The program actively refers to the collection. Works from the collection are continually re-contextualized in exhibitions and, conversely, exhibitions are conceived with works whose acquisition is of interest to the collection in mind. The exhibitions are based on extensive research and are an important tool for the further development of the collection.
Collecting
The collection currently consists of about 2100 works by 312 international artists. The holdings range from the mid-1950s (e.g. Gerhard Rühm) to the recent past. Characteristic of the Generali Foundation Collection is its openness to the understanding of an expanded concept of sculpture. The expanded concept of sculpture corresponds to the process-oriented understanding of art as social space that emerged in the 1960s and includes interdisciplinary investigations of interfaces with architecture, design, dance, literature, and music, as well as critical revisions of modernism and postmodernism. Overcoming classical definitions of genre is central to the collection. The collection combines novel sculptures and works on paper with photography, film, video, object art, early computer and media artworks, and multimedia installations. Accordingly, the spectrum of artworks is heterogeneous and corresponds to the broad range of forms of expression that, since the 1960s, interpreted the transgression of traditional genre boundaries in social terms and, as an artistic method, ultimately declared it a political position. Individual outstanding artists' positions, entire blocks of works, and generally unconventional art that is sociopolitical, critical of institutions, conceptual, feminist, performative, interactive, and participatory are acquired in a focussed manner.
Works are also sometimes commissioned especially for the collection. One of the best-known examples is "New Design for Showing Videos" (1995) by Dan Graham, an architectural structure of wooden frames, perforated aluminum, and partially semi-transparent glass that serves as a place for viewing videos from the Generali Foundation's video collection, where unexpected visual and physical experiences can be lived simultaneously. This is in accordance with Graham's central theme of the reciprocal relationship between his art and viewers, inside and outside, and his engagement with minimalism, architecture, rock music, film, photography, and performance. Other examples of collaborative productions include the video installation "I Thought I Was Seeing Convicts" (2000) by Harun Farocki, "Arizona Road" (2002) by Azra Aksamija, "Rural Studio: The Butterfly House" (2002) by Marjetica Potrč, and "Déconnage" (2011) by Angela Melitopoulos and Maurizio Lazzarato.

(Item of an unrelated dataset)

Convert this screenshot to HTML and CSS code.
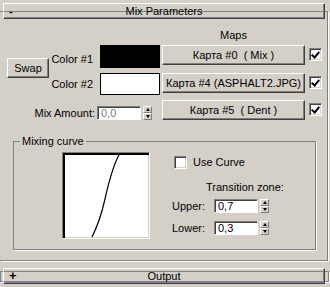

With its special commitment to artists who are highly regarded in professional circles but still little known to the general public, the Generali Foundation has been able to establish its high international reputation through an uncompromising exhibition program and an acquisition policy that benefits from it, wherein the promotion of the artistic work of women is a central concern.
Preservation
Building up and, above all, preserving a collection of contemporary art brings with it a variety of challenges. The Generali Foundation has undertaken the restoration of a number of important holdings in addition to their scientific study. These include the drawings and films of Gordon Matta-Clark and the "Expanded Cinema" group of works by VALIE EXPORT, as well as the group of Prototypes from the 1960s by Walter Pichler and a number of early video works from Austria and Central Eastern Europe. Meanwhile, the collection includes a large body of early media art (so-called time-based-media works), including film, video, light image installations, and programming of computer works. In recent years, individual strategies and solutions have been worked out with the artists of works that include technical devices as visible components of the work, in line with the respective artistic intention, in order to ensure medium- and long-term presentation. With this step, the Generali Foundation once again demonstrates its appreciation of the artists and takes active social responsibility for the preservation of outstanding works of art and contemporary documents.
Research, mediation, publishing
In the preparation of exhibitions and in connection with relevant topics of the collection, basic research is conducted and the scientific examination and documentation of the holdings is carried out. Publication activities contribute to the writing of art history. Some of the Generali Foundation's publications are now considered standard works and have become trend-setting. The focus is set on ambitious projects on topics of contemporary art and the first publication of writings by artists, as well as on the processing of so far unexamined material.
Parallel to these activities, the Generali Foundation has systematically built up an archive and a library, which, together with the extensive media library (comprising around 500 films and videos by the artists in the collection and, to date, around 300 accompanying events from the "Viennese period"), are open to the public in the Generali Foundation Study Center at the Altstadt location (Rupertinum).
About us
The Generali Foundation was founded in 1988 as a non-profit art association of the Generali Group Austria for the promotion of contemporary visual arts, based in Vienna.